I found it terribly interesting that the Swedish team that took much of the historical footage of this film caused an international incident by highlighting race tensions in the U.S. which resulted in a recalling of ambassadors. A great overview and look at some of the less well known characters of the movement. Thoroughly enjoyable.
This documentary is essential viewing for anyone interested in modern American history, especially where African American studies are concerned. What we get here is a compilation of hours and hours of footage shot by a group of Swedish new reporters who were fascinated by the Black Power movement, and traveled all over the U.S. and other places to document what was going on.
Years later the footage was found, compiled together, and commentary by contemporary individuals mostly artists, musicians, and filmmakers) influenced by the era was added in. There's also commentary from professors as well as some key players from the movement (Angela Davis, Bobby Seale, et al) who at the time of release, were still around to reflect on the times.
This is a fascinating and absorbing documentary, It doesn't tell the complete story, but then again, the reporters weren't trying to. They just wanted to capture the era from a unique outsider perspective, and show their take on these important and incendiary events. That aspect alone makes this worth checking out. Plus, all of this footage was previously unreleased, so we get to see some really powerful and eye opening stuff at times. One of my personal favorite parts was the emotional interview Angela Davis gave from her prison cell. It's a chilling and moving moment.

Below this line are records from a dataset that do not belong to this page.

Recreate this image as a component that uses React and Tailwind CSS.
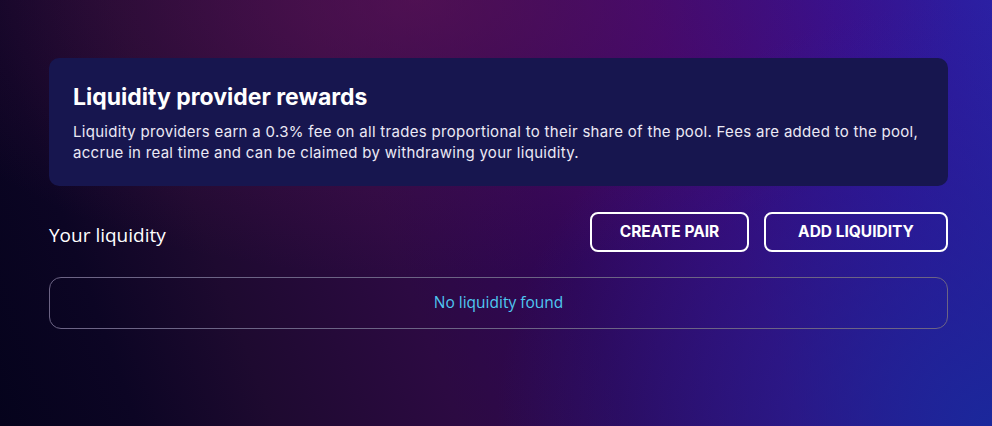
export default function App() {
  return (
    <div
      className="w-[992px] h-[426px] overflow-hidden bg-[radial-gradient(ellipse_50%_100%_at_100%_100%,rgba(24,42,156,0.9)_0%,rgba(24,42,156,0.45)_45%,rgba(24,42,156,0)_100%),radial-gradient(ellipse_55%_65%_at_42%_0%,rgba(100,22,85,0.6)_0%,rgba(100,22,85,0.25)_50%,rgba(100,22,85,0)_100%),linear-gradient(70deg,#05031c_0%,#0c0524_12%,#1e0a30_24%,#2c0a42_40%,#300656_55%,#3c0672_70%,#341092_86%,#2b20a3_100%)]"
      style={{ fontFamily: 'Inter, "Liberation Sans", sans-serif' }}
    >
      <div className="pl-[49px] pr-[44px] pt-[58px]">
        <div className="rounded-[10px] bg-[#17164f] px-6 pt-[24px] pb-[23px]">
          <h1 className="text-[23px] font-bold leading-[30px] text-white">Liquidity provider rewards</h1>
          <p className="mt-[9px] text-[15px] leading-[21px] tracking-[0.3px] text-[#ebe9f5]">
            Liquidity providers earn a 0.3% fee on all trades proportional to their share of the pool. Fees are added to the pool, accrue in real time and can be claimed by withdrawing your liquidity.
          </p>
        </div>
        <div className="mt-[26px] flex items-center justify-between">
          <h2
            className="pt-[7px] text-[19px] font-medium text-white"
            style={{ fontFamily: '"Open Sans", "Noto Sans", sans-serif' }}
          >
            Your liquidity
          </h2>
          <div className="flex gap-[15px]">
            <button className="h-[40px] w-[159px] rounded-[8px] border-2 border-white text-[15.5px] font-bold text-white">
              CREATE PAIR
            </button>
            <button className="h-[40px] w-[184px] rounded-[8px] border-2 border-white text-[15.5px] font-bold text-white">
              ADD LIQUIDITY
            </button>
          </div>
        </div>
        <div
          className="mt-[25px] flex h-[52px] items-center justify-center rounded-[12px] border border-[#6c6485] text-[15.5px] text-[#4fc8f2]"
          style={{ fontFamily: '"Open Sans", "Noto Sans", sans-serif' }}
        >
          No liquidity found
        </div>
      </div>
    </div>
  );
}
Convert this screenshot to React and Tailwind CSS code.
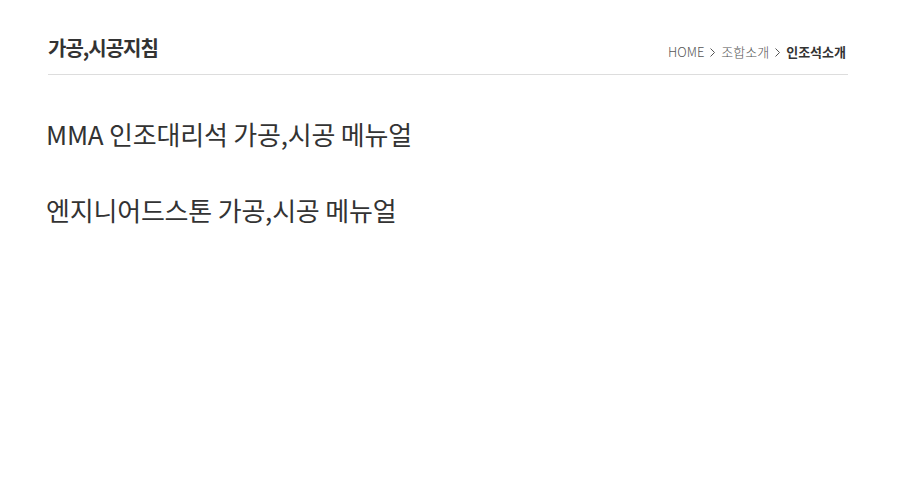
import React from "react";

const Chevron = () => (
  <svg width="7" height="11" viewBox="0 0 7 11" className="mx-[5px]" fill="none">
    <path d="M1.5 1.5 L5.5 5.5 L1.5 9.5" stroke="#555" strokeWidth="1" />
  </svg>
);

export default function App() {
  return (
    <div className="w-full min-h-[499px] bg-white" style={{ fontFamily: '"Noto Sans CJK KR", "Noto Sans", sans-serif' }}>
      <div className="ml-[48px] w-[800px] pt-[34px]">
        <div className="flex items-end justify-between border-b border-[#dddddd] pb-[12px]">
          <h2 className="text-[20px] font-bold leading-[28px] tracking-[-1px] text-[#333]">가공,시공지침</h2>
          <div className="flex items-center pb-[1px] pr-[2px] text-[13px] leading-[18px] text-[#555]">
            <span className="font-light">HOME</span>
            <Chevron />
            <span className="font-light">조합소개</span>
            <Chevron />
            <span className="font-bold text-[#333]">인조석소개</span>
          </div>
        </div>
        <div className="pt-[40px] flex flex-col gap-[38px]">
          <p className="-ml-[2px] text-[26px] leading-[38px] tracking-[-0.2px] text-[#333]">MMA 인조대리석 가공,시공 메뉴얼</p>
          <p className="-ml-[2px] text-[26px] leading-[38px] tracking-[-0.2px] text-[#333]">엔지니어드스톤 가공,시공 메뉴얼</p>
        </div>
      </div>
    </div>
  );
}
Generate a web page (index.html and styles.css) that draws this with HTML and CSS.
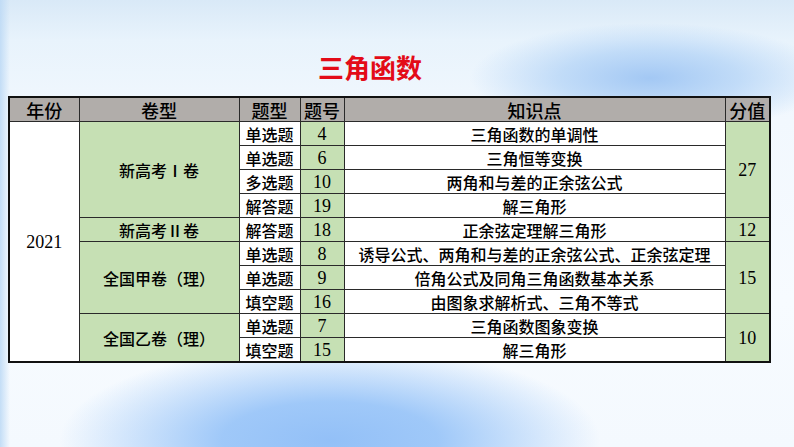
FILE: index.html
```html
<!DOCTYPE html>
<html lang="zh">
<head>
<meta charset="utf-8">
<link rel="stylesheet" href="styles.css">
</head>
<body>
<div class="page">
  <h1 class="title">三角函数</h1>
  <table class="grid">
    <colgroup>
      <col class="c1"><col class="c2"><col class="c3"><col class="c4"><col class="c5"><col class="c6">
    </colgroup>
    <thead>
      <tr class="head">
        <th>年份</th><th>卷型</th><th>题型</th><th>题号</th><th>知识点</th><th>分值</th>
      </tr>
    </thead>
    <tbody>
      <tr>
        <td class="year num" rowspan="10">2021</td>
        <td class="green" rowspan="4">新高考Ⅰ卷</td>
        <td>单选题</td><td class="green num">4</td><td>三角函数的单调性</td>
        <td class="green num" rowspan="4">27</td>
      </tr>
      <tr><td>单选题</td><td class="green num">6</td><td>三角恒等变换</td></tr>
      <tr><td>多选题</td><td class="green num">10</td><td>两角和与差的正余弦公式</td></tr>
      <tr><td>解答题</td><td class="green num">19</td><td>解三角形</td></tr>
      <tr>
        <td class="green">新高考Ⅱ卷</td>
        <td>解答题</td><td class="green num">18</td><td>正余弦定理解三角形</td>
        <td class="green num">12</td>
      </tr>
      <tr>
        <td class="green" rowspan="3">全国甲卷（理）</td>
        <td>单选题</td><td class="green num">8</td><td>诱导公式、两角和与差的正余弦公式、正余弦定理</td>
        <td class="green num" rowspan="3">15</td>
      </tr>
      <tr><td>单选题</td><td class="green num">9</td><td>倍角公式及同角三角函数基本关系</td></tr>
      <tr><td>填空题</td><td class="green num">16</td><td>由图象求解析式、三角不等式</td></tr>
      <tr>
        <td class="green" rowspan="2">全国乙卷（理）</td>
        <td>单选题</td><td class="green num">7</td><td>三角函数图象变换</td>
        <td class="green num" rowspan="2">10</td>
      </tr>
      <tr><td>填空题</td><td class="green num">15</td><td>解三角形</td></tr>
    </tbody>
  </table>
</div>
</body>
</html>
```

FILE: styles.css
```css
html, body {
  margin: 0;
  padding: 0;
}
body {
  width: 794px;
  height: 447px;
  overflow: hidden;
  background:
    linear-gradient(to right, rgba(190, 218, 245, 0.9) 0px, rgba(220, 236, 250, 0) 10px),
    radial-gradient(ellipse 270px 95px at 330px 440px, #93c0f7 0%, rgba(150, 195, 248, 0.9) 40%, rgba(215, 234, 252, 0) 100%),
    radial-gradient(ellipse 180px 55px at 650px 78px, #a3c8f4 0%, rgba(175, 209, 246, 0.7) 50%, rgba(230, 242, 252, 0) 100%),
    linear-gradient(to bottom, #d9e9f7 0px, #e8f3fc 40px, #f2f8fe 120px, #f7fbff 300px, #f4f9fe 447px);
  font-family: "Noto Sans CJK SC", sans-serif;
}
.page {
  padding-top: 48px;
}
.title {
  margin: 0 0 10px 318px;
  font-size: 26px;
  line-height: 38px;
  height: 38px;
  font-weight: bold;
  color: #e30b18;
}
.grid {
  margin-left: 8px;
  width: 761px;
  border-collapse: collapse;
  table-layout: fixed;
  border: 2px solid #111;
  background: #fff;
  font-size: 16px;
  font-weight: 500;
  color: #000;
}
.c1 { width: 70px; }
.c2 { width: 160px; }
.c3 { width: 61px; }
.c4 { width: 44px; }
.c5 { width: 381px; }
.c6 { width: 45px; }
.grid th, .grid td {
  border: 1px solid #2a2a2a;
  padding: 0;
  text-align: center;
  vertical-align: middle;
  line-height: 22px;
  white-space: nowrap;
  overflow: hidden;
}
.grid td { height: 23px; }
.head th {
  background: #b1adaa;
  font-weight: 500;
  font-size: 18px;
  height: 23px;
}
.green {
  background: #c6e0b4;
}
.num {
  font-family: "Liberation Serif", serif;
  font-size: 18px;
  font-weight: normal;
}
.year {
  background: #fff;
}
```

The film does have a clear bias that shows which side is favored, but it's not a complete propaganda piece, or entirely unbalanced. It does help if you come into this with some prior knowledge, but I think you might still be able to appreciate it if your knowledge of the people, places, and events are limited.
I'm sure you could argue just how important this film is, and how valuable the contents are beyond the cursory, "look at this neat footage", but in the end, think this is some remarkable and useful material. Granted, I'm already interested, so I found it fascinating, but one can't deny that the Black Power movement was a vital part of modern American history.
"The Black Power Mixtape 1967-1975" is a fascinating documentary, with the help of some commentary from the present day, that contains footage shot by Swedish broadcast crews of interviews and speeches by black leaders with highlights including Stokely Carmichael interviewing his mother, Eldridge Cleaver in exile in Algiers, Angela Davis in a jail cell on trumped up charges, and one great poem I wish I could remember. Of similar interest is interviews with anonymous people on the street, creating a sense of what it was like to live at the time and insights into the Black Panther Party. All of which forms a narrative of the black power movement from hope to resistance to persecution to repression to defeat, symbolized in epidemic drug abuse. As Stokely Carmichael said, Dr. King's message of nonviolence is all well and good, assuming the people in power have a conscience.
On a personal level, what's sad for me is again looking to another country to learn about the history of the one where I live. Apparently in Sweden, they have no problem with those willing to think outside of the box on the left where the word radical is not a dirty word. On a less radical note, there is footage of Dr. King and Harry Belafonte being greeted by the King of Sweden. And then there is the Prime Minister of Sweden creating an international incident by comparing the bombing of Hanoi to Nazi war atrocities which while an exaggeration is still a war crime. So, Sweden gets accused of broadcasting anti-American propaganda by TV Guide, which if they had any knowledge of the publication they were dealing with, they would not be able to stop laughing.